Many of investors in that AnC Bio Vermont project have been offered the option of a refund of their $500,000 investment, or have agreed to have that money “redeployed” into a different EB-5 project as a way to obtain their green cards.
Goldberg’s filing stated that over 2017 adjudications of the petitions by USCIS for the investors “slowed to a trickle or stopped completely.”
Then, the filing stated, in July 2018, USCIS filed a notice of termination for the Vermont EB-5 Regional Center, the state-run entity overseeing the EB-program in Vermont.
In taking that action against the regional center, USCIS cited the “lax oversight” of the state-run regional center that “allowed the fraud to occur in the first place.”
The state contested the USCIS decision, seeking the ability to “wind down” the operations of the regional center to allow investors in EB-5 projects in Vermont to continue to move forward in seeking permanent U.S. residency.
USCIS reiterated its decision a second time in September. Meanwhile, the state is appealing again in order to continue to operate the center. There is currently one other business in the program — von Trapp Brewery in Stowe.
The termination of the Vermont EB-5 Regional Center, according to Goldberg’s filing, is “lending further uncertainty to Plaintiffs’ immigration journeys.”
As part of the lawsuit, Goldberg is calling on the federal judge to issue rulings on the investors’ petitions within 90 days.
USCIS, according to the lawsuit, is expected within 90 days to issue a decision.
However, the filing stated, that is not what’s happening.

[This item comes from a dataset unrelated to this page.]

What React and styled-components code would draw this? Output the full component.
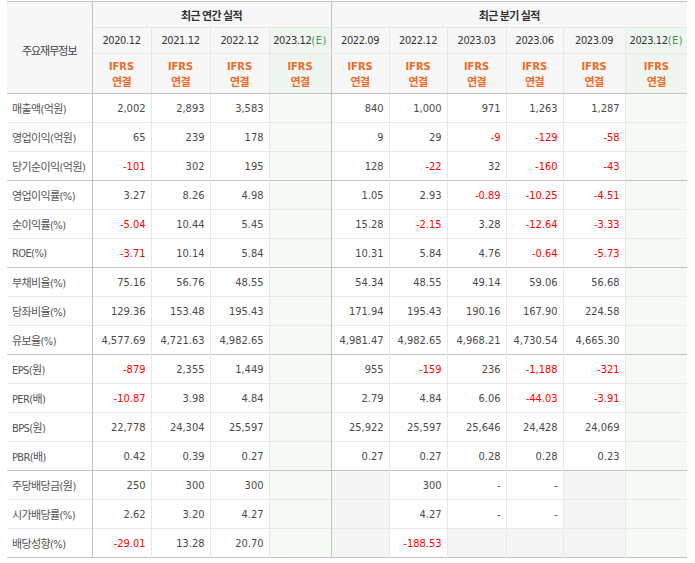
import React from 'react';
import styled, { createGlobalStyle } from 'styled-components';

const GlobalStyle = createGlobalStyle`
  html, body {
    margin: 0;
    padding: 0;
    background: #fff;
  }
  body {
    font-family: "DejaVu Sans Condensed", "DejaVu Sans", "Noto Sans CJK KR", sans-serif;
  }
`;

const LIGHT = '#e8e8e8';
const DARK = '#c4c4c4';

const Wrap = styled.div`
  padding: 1px 0 0 7px;
`;

const Table = styled.table`
  width: 680px;
  table-layout: fixed;
  border-collapse: collapse;
  border-top: 1px solid ${DARK};
  border-bottom: 1px solid ${DARK};
  font-size: 11px;
`;

const HeadCell = styled.th`
  background: ${(p) => (p.$est ? '#eff6ef' : '#f7f7f7')};
  color: #333;
  font-weight: normal;
  height: ${(p) => p.$h || 25}px;
  padding: 0;
  text-align: center;
  vertical-align: middle;
  border-bottom: 1px solid ${(p) => (p.$last ? DARK : LIGHT)};
  border-left: 1px solid ${(p) => (p.$section ? DARK : LIGHT)};
  letter-spacing: -0.4px;
`;

const CornerCell = styled(HeadCell)`
  border-left: none;
  border-right: 1px solid ${DARK};
  border-bottom: 1px solid ${DARK};
  font-family: "Noto Sans CJK KR", sans-serif;
  font-size: 11px;
  letter-spacing: -1px;
  color: #444;
  padding-top: 4px;
`;

const GroupTitle = styled.span`
  font-family: "Noto Sans CJK KR", sans-serif;
  font-weight: 700;
  font-size: 11px;
  letter-spacing: -0.6px;
  color: #333;
`;

const Est = styled.span`
  color: #3f9a55;
  letter-spacing: 0.5px;
`;

const Ifrs = styled.div`
  color: #f06a24;
  font-weight: 700;
  line-height: 14px;
  font-size: 11px;
  letter-spacing: 0;
`;

const Kor = styled.div`
  color: #f06a24;
  font-weight: 700;
  line-height: 14px;
  font-family: "Noto Sans CJK KR", sans-serif;
  font-size: 11px;
  letter-spacing: -0.6px;
`;

const Row = styled.tr`
  & > td {
    border-top: 1px solid ${(p) => (p.$sep ? DARK : LIGHT)};
  }
`;

const Label = styled.td`
  height: 28px;
  padding: 0 0 0 5px;
  color: #555;
  text-align: left;
  vertical-align: middle;
  border-right: 1px solid ${DARK};
  font-family: "DejaVu Sans Condensed", "Noto Sans CJK KR", sans-serif;
  letter-spacing: -0.6px;
  white-space: nowrap;
`;

const Cell = styled.td`
  height: 28px;
  padding: 0 5px 0 0;
  text-align: right;
  vertical-align: middle;
  color: ${(p) => (p.$neg ? '#ff0000' : '#4a4a4a')};
  background: ${(p) => (p.$est ? '#f5faf5' : p.$gray ? '#f5f5f5' : '#fff')};
  border-left: 1px solid ${(p) => (p.$section ? DARK : LIGHT)};
  white-space: nowrap;
`;

const annual = ['2020.12', '2021.12', '2022.12'];
const quarter = ['2022.09', '2022.12', '2023.03', '2023.06', '2023.09'];

// null = empty gray cell
const rows = [
  ['매출액(억원)', ['2,002', '2,893', '3,583'], ['840', '1,000', '971', '1,263', '1,287']],
  ['영업이익(억원)', ['65', '239', '178'], ['9', '29', '-9', '-129', '-58']],
  ['당기순이익(억원)', ['-101', '302', '195'], ['128', '-22', '32', '-160', '-43']],
  ['영업이익률(%)', ['3.27', '8.26', '4.98'], ['1.05', '2.93', '-0.89', '-10.25', '-4.51'], true],
  ['순이익률(%)', ['-5.04', '10.44', '5.45'], ['15.28', '-2.15', '3.28', '-12.64', '-3.33']],
  ['ROE(%)', ['-3.71', '10.14', '5.84'], ['10.31', '5.84', '4.76', '-0.64', '-5.73']],
  ['부채비율(%)', ['75.16', '56.76', '48.55'], ['54.34', '48.55', '49.14', '59.06', '56.68'], true],
  ['당좌비율(%)', ['129.36', '153.48', '195.43'], ['171.94', '195.43', '190.16', '167.90', '224.58']],
  ['유보율(%)', ['4,577.69', '4,721.63', '4,982.65'], ['4,981.47', '4,982.65', '4,968.21', '4,730.54', '4,665.30']],
  ['EPS(원)', ['-879', '2,355', '1,449'], ['955', '-159', '236', '-1,188', '-321'], true],
  ['PER(배)', ['-10.87', '3.98', '4.84'], ['2.79', '4.84', '6.06', '-44.03', '-3.91']],
  ['BPS(원)', ['22,778', '24,304', '25,597'], ['25,922', '25,597', '25,646', '24,428', '24,069']],
  ['PBR(배)', ['0.42', '0.39', '0.27'], ['0.27', '0.27', '0.28', '0.28', '0.23']],
  ['주당배당금(원)', ['250', '300', '300'], [null, '300', '-', '-', null], true],
  ['시가배당률(%)', ['2.62', '3.20', '4.27'], [null, '4.27', '-', '-', null]],
  ['배당성향(%)', ['-29.01', '13.28', '20.70'], [null, '-188.53', null, null, null]],
];

const isNeg = (v) => typeof v === 'string' && v.startsWith('-') && v.length > 1;

const IfrsHead = ({ est, section }) => (
  <HeadCell $h={39} $last $est={est} $section={section}>
    <Ifrs>IFRS</Ifrs>
    <Kor>연결</Kor>
  </HeadCell>
);

export default function App() {
  return (
    <Wrap>
      <GlobalStyle />
      <Table>
        <colgroup>
          <col style={{ width: 85 }} />
          <col style={{ width: 59 }} />
          <col style={{ width: 59 }} />
          <col style={{ width: 59 }} />
          <col style={{ width: 62 }} />
          <col style={{ width: 58 }} />
          <col style={{ width: 58 }} />
          <col style={{ width: 59 }} />
          <col style={{ width: 57 }} />
          <col style={{ width: 62 }} />
          <col style={{ width: 62 }} />
        </colgroup>
        <thead>
          <tr>
            <CornerCell rowSpan={3}>주요재무정보</CornerCell>
            <HeadCell colSpan={4} $h={25}>
              <GroupTitle>최근 연간 실적</GroupTitle>
            </HeadCell>
            <HeadCell colSpan={6} $h={25} $section>
              <GroupTitle>최근 분기 실적</GroupTitle>
            </HeadCell>
          </tr>
          <tr>
            {annual.map((d) => (
              <HeadCell key={d}>{d}</HeadCell>
            ))}
            <HeadCell $est>
              2023.12<Est>(E)</Est>
            </HeadCell>
            {quarter.map((d, i) => (
              <HeadCell key={d} $section={i === 0}>
                {d}
              </HeadCell>
            ))}
            <HeadCell $est>
              2023.12<Est>(E)</Est>
            </HeadCell>
          </tr>
          <tr>
            {annual.map((d) => (
              <IfrsHead key={d} />
            ))}
            <IfrsHead est />
            {quarter.map((d, i) => (
              <IfrsHead key={d} section={i === 0} />
            ))}
            <IfrsHead est />
          </tr>
        </thead>
        <tbody>
          {rows.map(([label, a, q, sep], ri) => (
            <Row key={label} $sep={sep || ri === 0}>
              <Label>{label}</Label>
              {a.map((v, i) => (
                <Cell key={i} $neg={isNeg(v)}>
                  {v}
                </Cell>
              ))}
              <Cell $est />
              {q.map((v, i) => (
                <Cell key={i} $section={i === 0} $gray={v === null} $neg={isNeg(v)}>
                  {v}
                </Cell>
              ))}
              <Cell $est />
            </Row>
          ))}
        </tbody>
      </Table>
    </Wrap>
  );
}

Many of the investors cited in the legal filing have had petitions pending before USCIS since 2014 and 2015.
“Defendants’ failure to follow this regulatory requirement,” the lawsuit stated, “and to delay adjudications, not just beyond 90 days but for many years, severely prejudices both the financial interests and the immigration interests of the plaintiffs.”
The hardship placed on those investors, Goldberg’s filing stated, include uncertainty about their future, making it difficult for them to make decisions about careers, family and other life choices.
In addition, the USCIS decision is complicating the future of the properties he is overseeing, including Burke Mountain ski resort, Goldberg says.
“If USCIS is ultimately going to deny the petitions, spending millions of dollars to protect the Plaintiffs’ immigration interests is futile and wasteful,” the filing stated.
He added in the lawsuit, “Absent the need to consider the (investors’) immigration goals, the Receiver would have elected to sell the Burke resort rather than engage in operation and improvements.”
The investors, according to the lawsuit, have made “multiple inquiries” to USCIS seeking updates on their petitions, “but have received only form responses from USCIS, with no meaningful or case specific information.”
A spokesperson at the USCIS office in Boston declined comment on the lawsuit. “It is USCIS practice not to comment on pending litigation,” the spokesperson wrote in an email Wednesday.
Goldberg did not return a message Wednesday seeking comment.